What needs to be done:
The lines from the top of the material below through the line containing "FaFacebookSquare, FaTwitterSquare, FaLinkedin" are to be printed exactly, with pictures omitted.
-- Start of Recorded information --
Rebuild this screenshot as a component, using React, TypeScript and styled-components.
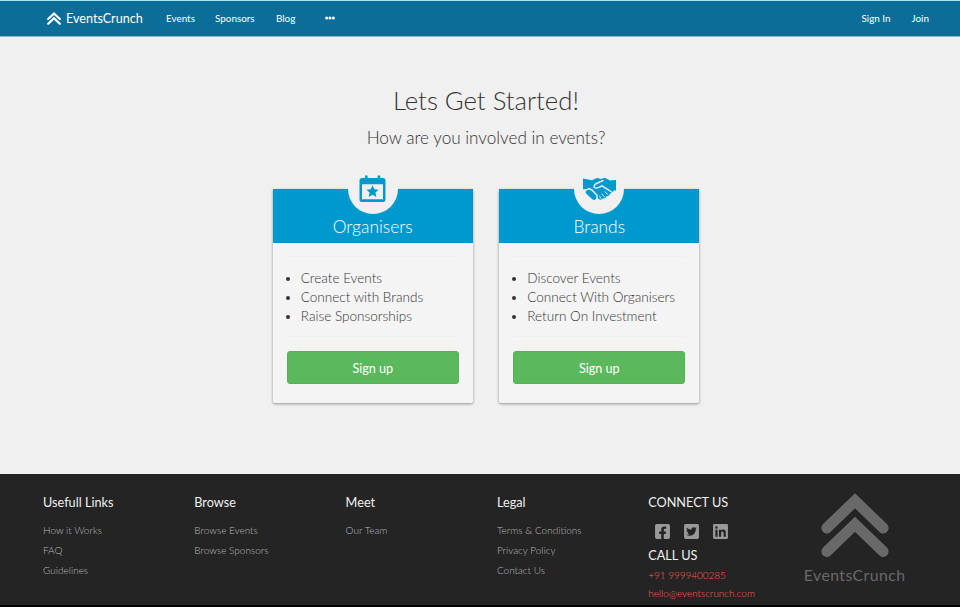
import React from 'react';
import styled, { createGlobalStyle } from 'styled-components';
import { FaFacebookSquare, FaTwitterSquare, FaLinkedin } from 'react-icons/fa';

const Global = createGlobalStyle`
  * { box-sizing: border-box; }
  body { margin: 0; background: #f0f0f0; font-family: Lato, "Liberation Sans", sans-serif; font-weight: 300; overflow: hidden; }
  h1, h2, h3, h4, p, ul { margin: 0; padding: 0; font-weight: inherit; }
  a { color: inherit; text-decoration: none; }
`;

const Page = styled.div`
  width: 960px;
  height: 607px;
  display: flex;
  flex-direction: column;
`;

const NavBar = styled.nav`
  height: 37px;
  flex: none;
  display: flex;
  align-items: center;
  padding: 0 31px 1px 47px;
  background: #0b6d98;
  border-top: 1px solid #a5e6f5;
  border-bottom: 1px solid #8fb9cb;
  color: #fff;
  font-size: 9.9px;
  font-weight: 400;
  white-space: nowrap;
`;

const Brand = styled.a`
  display: flex;
  align-items: center;
  gap: 5px;
  width: 119px;
  font-size: 12.6px;
  line-height: 17px;
  padding-top: 1px;
`;

const NavLink = styled.a<{ $width?: number }>`
  width: ${({ $width }) => ($width ? `${$width}px` : 'auto')};
  line-height: 14px;
`;

const Spacer = styled.div`
  flex: 1;
`;

const Main = styled.main`
  height: 437px;
  flex: none;
  display: flex;
  flex-direction: column;
  align-items: center;
  padding: 46px 0 0 12px;
`;

const Title = styled.h1`
  font-size: 25.7px;
  line-height: 34px;
  color: #333;
`;

const Subtitle = styled.h2`
  margin-top: 10px;
  font-size: 17.15px;
  line-height: 22px;
  color: #333;
`;

const Cards = styled.div`
  display: flex;
  gap: 26.5px;
  margin-top: 40px;
`;

const Card = styled.section`
  width: 200px;
  height: 214px;
  background: #f4f4f4;
  border-radius: 2px;
  box-shadow: 0 1px 3px rgba(0, 0, 0, 0.4);
`;

const CardHead = styled.header`
  height: 54px;
  display: flex;
  flex-direction: column;
  align-items: center;
  background: #0099cd;
  color: #fff;
`;

const Disc = styled.div`
  flex: none;
  width: 50px;
  height: 50px;
  margin-top: -25px;
  border-radius: 50%;
  display: flex;
  align-items: center;
  justify-content: center;
  background: #f0f0f0;
`;

const CardTitle = styled.h3`
  margin-top: 2px;
  font-size: 17.4px;
  line-height: 22px;
  font-weight: 300;
`;

const CardBody = styled.div`
  padding: 13px 14px;
`;

const Perks = styled.ul`
  height: 81px;
  padding: 12px 0 0 14px;
  border-top: 1px solid #efefef;
  border-bottom: 1px solid #efefef;
  font-size: 13.55px;
  line-height: 19.2px;
  color: #333;
  white-space: nowrap;
`;

const SignUp = styled.button`
  display: block;
  width: 172px;
  height: 33px;
  margin-top: 14px;
  padding: 2px 0 0;
  border: 1px solid #54b254;
  border-radius: 3px;
  background: #5cb85c;
  color: #fff;
  font: 400 12.6px/29px Lato, sans-serif;
`;

const Footer = styled.footer`
  height: 133px;
  flex: none;
  display: grid;
  grid-template-columns: 151.3px 151.3px 151.3px 151.3px 150px 1fr;
  padding: 18px 0 0 43px;
  background: #242424;
  border-bottom: 2px solid #000;
  white-space: nowrap;
`;

const Heading = styled.h4`
  font-size: 12.7px;
  line-height: 20px;
  font-weight: 400;
  color: #f0f0f0;
`;

const Links = styled.div`
  display: flex;
  flex-direction: column;
  margin-top: 8px;
  font-size: 10px;
  line-height: 20px;
  color: #b8b8b8;
`;

const Socials = styled.div`
  display: flex;
  gap: 12px;
  margin: 11px 0 5px 6px;
  height: 17px;
  font-size: 17px;
  color: #999;
`;

const Contacts = styled.div`
  display: flex;
  flex-direction: column;
  padding-top: 1px;
  font-size: 9.95px;
  line-height: 18px;
  color: #ff5a4c;
`;

const FooterBrand = styled.div`
  display: flex;
  flex-direction: column;
  align-items: center;
  gap: 8px;
  width: 103px;
  margin: 1px 0 0 5px;
  font-size: 15.8px;
  letter-spacing: 0.45px;
  line-height: 18px;
  font-weight: 400;
  color: #696969;
`;

const Chevrons = ({ width, height }: { width: number; height: number }) => (
  <svg width={width} height={height} viewBox="0 0 68 65" preserveAspectRatio="none" fill="none" stroke="currentColor" strokeWidth="10.8" strokeLinecap="round">
    <path d="M5.8 35L34 7.8L62.2 35" />
    <path d="M5.8 58.5L34 31.3L62.2 58.5" />
  </svg>
);

const CalendarIcon = () => (
  <svg width="28" height="28" viewBox="0 0 28 28" fill="#0099cd">
    <path fillRule="evenodd" d="M6 .8q1.3-1.2 2.600 0V3h10V.8q1.300-1.200 2.600 0V3H24q2.500 0 2.500 2.500v19q0 2.500-2.500 2.500H3q-2.500 0-2.500-2.500v-19Q.5 3 3 3h3zM3 9.300v15h21v-15z" />
    <path d="M13.500 10.300l1.800 3.900 4.300.5-3.200 2.900.9 4.300-3.800-2.200-3.800 2.200.9-4.300-3.200-2.900 4.300-.5z" />
  </svg>
);

const HandshakeIcon = () => (
  <svg width="33" height="24" viewBox="0 0 33 23" fill="#0099cd">
    <path d="M0 1L9 2.700L14 .6L18 1.500L22 .3L27 3L33 2.500V13H30.500Q30 16 27 16Q26.500 19 23.500 18.700Q22.500 21.500 20 21Q18 23 16 21.500L14 20Q12 24 9 21.500L3.500 16.500Q1.500 14.500 4 12H0Z" />
    <g fill="none" stroke="#f0f0f0" strokeWidth="1.400" strokeLinecap="round" strokeLinejoin="round">
      <path d="M20 3L12.500 6.500Q9.500 9.500 12.500 10.600Q14.500 10.800 19 8.300L29.500 15" />
      <path d="M-.5 12.800L3 12.600L6 11L9 12.500L14 17.800V20.500" />
      <path d="M22 14.300L25 17M19 16.500L21.500 19.500M16.500 18.500L18 21" strokeWidth="0.900" />
    </g>
  </svg>
);

const cards = [
  { title: 'Organisers', icon: <CalendarIcon />, perks: ['Create Events', 'Connect with Brands', 'Raise Sponsorships'] },
  { title: 'Brands', icon: <HandshakeIcon />, perks: ['Discover Events', 'Connect With Organisers', 'Return On Investment'] },
];

const columns = [
  { title: 'Usefull Links', links: ['How it Works', 'FAQ', 'Guidelines'] },
  { title: 'Browse', links: ['Browse Events', 'Browse Sponsors'] },
  { title: 'Meet', links: ['Our Team'] },
  { title: 'Legal', links: ['Terms & Conditions', 'Privacy Policy', 'Contact Us'] },
];

export default function App() {
  return (
    <Page>
      <Global />
      <NavBar>
        <Brand href="#"><Chevrons width={14} height={13} />EventsCrunch</Brand>
        <NavLink href="#" $width={49}>Events</NavLink>
        <NavLink href="#" $width={61}>Sponsors</NavLink>
        <NavLink href="#" $width={49}>Blog</NavLink>
        <svg width="10" height="4" viewBox="0 0 10 4" fill="currentColor">
          <circle cx="1.6" cy="2" r="1.5" /><circle cx="5" cy="2" r="1.5" /><circle cx="8.4" cy="2" r="1.5" />
        </svg>
        <Spacer />
        <NavLink href="#" $width={50}>Sign In</NavLink>
        <NavLink href="#">Join</NavLink>
      </NavBar>
      <Main>
        <Title>Lets Get Started!</Title>
        <Subtitle>How are you involved in events?</Subtitle>
        <Cards>
          {cards.map((c) => (
            <Card key={c.title}>
              <CardHead>
                <Disc>{c.icon}</Disc>
                <CardTitle>{c.title}</CardTitle>
              </CardHead>
              <CardBody>
                <Perks>{c.perks.map((p) => <li key={p}>{p}</li>)}</Perks>
                <SignUp>Sign up</SignUp>
              </CardBody>
            </Card>
          ))}
        </Cards>
      </Main>
      <Footer>
        {columns.map((c) => (
          <div key={c.title}>
            <Heading>{c.title}</Heading>
            <Links>{c.links.map((l) => <a href="#" key={l}>{l}</a>)}</Links>
          </div>
        ))}
        <div>
          <Heading>CONNECT US</Heading>
          <Socials><FaFacebookSquare /><FaTwitterSquare /><FaLinkedin /></Socials>
          <Heading>CALL US</Heading>
          <Contacts>
            <a href="#">+91 9999400285</a>
            <a href="#">hello@eventscrunch.com</a>
          </Contacts>
        </div>
        <FooterBrand><Chevrons width={68} height={65} />EventsCrunch</FooterBrand>
      </Footer>
    </Page>
  );
}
-- End of Recorded information --
Correct result:
Rebuild this screenshot as a component, using React, TypeScript and styled-components.
import React from 'react';
import styled, { createGlobalStyle } from 'styled-components';
import { FaFacebookSquare, FaTwitterSquare, FaLinkedin } from 'react-icons/fa';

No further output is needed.